When I was about three or four, we had a summer of very severe thunderstorms, with hail, several tornados and other things. My mother would send us all down to the basement if a cloud so much as looked like a funnel, and I got the idea that this was because a tornado would knock on your front door, and if you answered it, then it would blow your house away.
Obviously we were hiding in the basement so that the tornado wouldn't think we were home.
I used to think that the world was a person, and that earthquakes were caused by the world farting. It only seemed natural then, for me to asume that volcano's were the world being sick.
When I was about 3 i was over at my neighbor's a lot because they were friends with my mom...one day i was over there and my friend Chrissy who was about 10 years older than me said, "We have to get you home...there might be a tornado coming.." I didnt know what a tornado was so in my mind i thought of a word that sounded like tornado and i came up with Potato, so for a long time when it was windy outside I would stand there waiting to see a Big Potato on a Bicycle coming around the corner and chasing us until we got inside...haha
Because of the Wizard of Oz, I thought that everyone who lived in Kansas died from tornados. When I found out that friends were moving there, I became hysterical wondering why they would want to move somewhere death surely awaited them.
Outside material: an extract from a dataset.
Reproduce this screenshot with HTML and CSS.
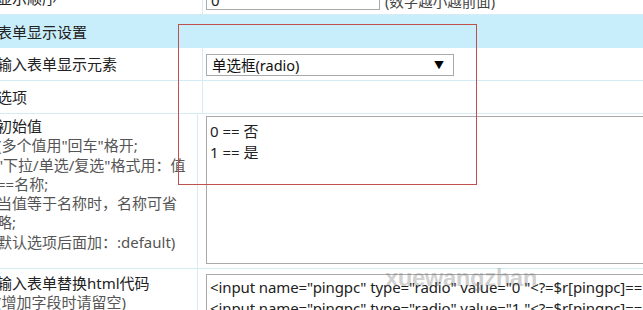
FILE: index.html
```html
<!DOCTYPE html>
<html lang="zh">
<head>
<meta charset="utf-8">
<link rel="stylesheet" href="styles.css">
</head>
<body>
<div class="page">
  <div class="form">
    <div class="row">
      <div class="label">显示顺序</div>
      <div class="field inline">
        <span class="text-input">0</span>
        <span class="hint">(数字越小越前面)</span>
      </div>
    </div>
    <div class="row head">
      <div class="label">表单显示设置</div>
    </div>
    <div class="row">
      <div class="label">输入表单显示元素</div>
      <div class="field center">
        <div class="select"><span>单选框(radio)</span><span class="arrow">▼</span></div>
      </div>
    </div>
    <div class="row">
      <div class="label">选项</div>
      <div class="field"></div>
    </div>
    <div class="row tall">
      <div class="label multi">
        <div class="main">初始值</div>
        <div class="note">(多个值用"回车"格开;<br>"下拉/单选/复选"格式用：值<br>==名称;<br>当值等于名称时，名称可省<br>略;<br>默认选项后面加：:default)</div>
      </div>
      <div class="field">
        <div class="textarea big">0 == 否<br>1 == 是</div>
      </div>
    </div>
    <div class="row last">
      <div class="label multi low">
        <div class="main">输入表单替换html代码</div>
        <div class="note">(增加字段时请留空)</div>
      </div>
      <div class="field">
        <div class="textarea code">&lt;input name="pingpc" type="radio" value="0 "&lt;?=$r[pingpc]==""?" checked":""?&gt;&gt;否<br>&lt;input name="pingpc" type="radio" value="1 "&lt;?=$r[pingpc]=="1"?" checked":""?&gt;&gt;是</div>
      </div>
    </div>
  </div>
  <div class="highlight"></div>
  <div class="watermark">xuewangzhan</div>
</div>
</body>
</html>
```
FILE: styles.css
```css
html, body {
  margin: 0;
  padding: 0;
  width: 643px;
  height: 310px;
  overflow: hidden;
  background: #fff;
}
.page {
  position: relative;
  width: 643px;
  height: 310px;
  overflow: hidden;
  font-family: "Noto Sans", "Noto Sans CJK SC", sans-serif;
  font-size: 15px;
  color: #222;
}
.form {
  margin-left: -8px;
  margin-top: -18px;
  width: 900px;
}
.row {
  display: grid;
  grid-template-columns: 211px 1fr;
  border-bottom: 1px solid #d6ecf4;
  height: 33px;
  box-sizing: border-box;
}
.row.head {
  background: #c9eefb;
  grid-template-columns: 1fr;
  height: 33px;
  border-bottom: none;
}
.row.tall { height: 155px; }
.row.last { height: 60px; border-bottom: none; }
.label {
  padding-left: 5px;
  display: flex;
  align-items: center;
  border-right: 1px solid #d6ecf4;
  white-space: nowrap;
  line-height: 1;
}
.head .label { border-right: none; padding-top: 1px; }
.label.multi {
  flex-direction: column;
  align-items: flex-start;
  justify-content: flex-start;
  padding-top: 3px;
  line-height: 19.3px;
  width: 200px;
  border-right: none;
  box-shadow: 1px 0 0 #d6ecf4;
}
.label.multi.low { padding-top: 5px; }
.note { color: #555; }
.field {
  padding-left: 3px;
  display: flex;
}
.field.inline { align-items: center; gap: 5px; }
.field.center { align-items: center; }
.text-input {
  display: block;
  width: 174px;
  height: 20px;
  box-sizing: border-box;
  border: 1px solid #a9a9a9;
  padding: 0 4px;
  line-height: 18px;
  margin-top: 4px;
}
.hint { color: #444; margin-top: 4px; font-size: 14.5px; }
.select {
  width: 248px;
  height: 22px;
  box-sizing: border-box;
  border: 1px solid #a9a9a9;
  display: flex;
  align-items: center;
  justify-content: space-between;
  padding: 0 9px 0 5px;
  color: #111;
  margin-top: 1px;
  font-size: 14.5px;
}
.arrow { font-size: 10px; color: #000; }
.textarea {
  border: 1px solid #a9a9a9;
  box-sizing: border-box;
  width: 520px;
  padding: 4px 3px;
  line-height: 21px;
  color: #222;
  white-space: nowrap;
  overflow: hidden;
}
.textarea.big { height: 148px; margin-top: 2px; }
.textarea.code { height: 60px; margin-top: 5px; padding-top: 2px; letter-spacing: -0.1px; }
.highlight {
  position: absolute;
  left: 178px;
  top: 24px;
  width: 299px;
  height: 161px;
  border: 1px solid #c0504d;
  box-sizing: border-box;
}
.watermark {
  position: absolute;
  left: 385px;
  top: 264px;
  font-family: "Liberation Sans", sans-serif;
  font-weight: bold;
  font-size: 24px;
  letter-spacing: -0.5px;
  color: rgba(110, 110, 110, 0.32);
}
```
I used to believe that tornados were the giant killer tomatoes from the movie "Attack of the Killer Tomatoes" and whenever we had a tornado warning I would run through the house screaming "The tomatoes are commin', the tomatoes are commin'"
Ok this isn't mine... my sister used to believe that a tornado was a giant potato that came out of the ground. She thought that it would rumble out of the ground and roll over all the houses and things. She was always so scared when someone said that a tornado was coming. She would ask why everyone didn't just stop growing potatoes so then we wouldn't have the problem and no one had any idea what she was talking about. I guess potato and tornado sound the same. LOL
I used to believe that when there was a tornado watch, you were supposed to sit down and watch the tornado.
During tornado warnings, my brother, mother and I would go in the basement, and Dad would stay upstairs. I thought he was too heavy to get blown away.
When I was a kid and we had a warning on TV about an "isolated" tornado, I thought it was a tornado made out of ice so I'd go to bed with my gloves and coat on in case the "ice-olated" tornado hit.
I used to believe that if there was an earthquake and if you were in a church, the earthquake wouldnt do anything to the church
During the big hailstorm of '97 I was at my friends place and the roof started leaking, and everyone was rushing around with pots and pans to collect the water, and i thought they had no water to cook with so they were taking the opportunity to collect some!
I used to think that tornados and tomatoes were the same thing. I was watching a show about growing tomatoes, and they were showing a tomato cage. I thought a tomato cage was used to catch a tornado so it doesn't destroy anything.
My dad told me that we were going to have a huge earthquake soon and California was going to break off and fall in the water. I was traumatized thinking that we were all going to die soon until my mom found me crying and set me straight.
When i heard the word "tornado" i thought that people were saying "tomatoe" and when i saw houses flattened by "tomatoes" i thought that big pieces of tomatoes dropped down on peoples houses.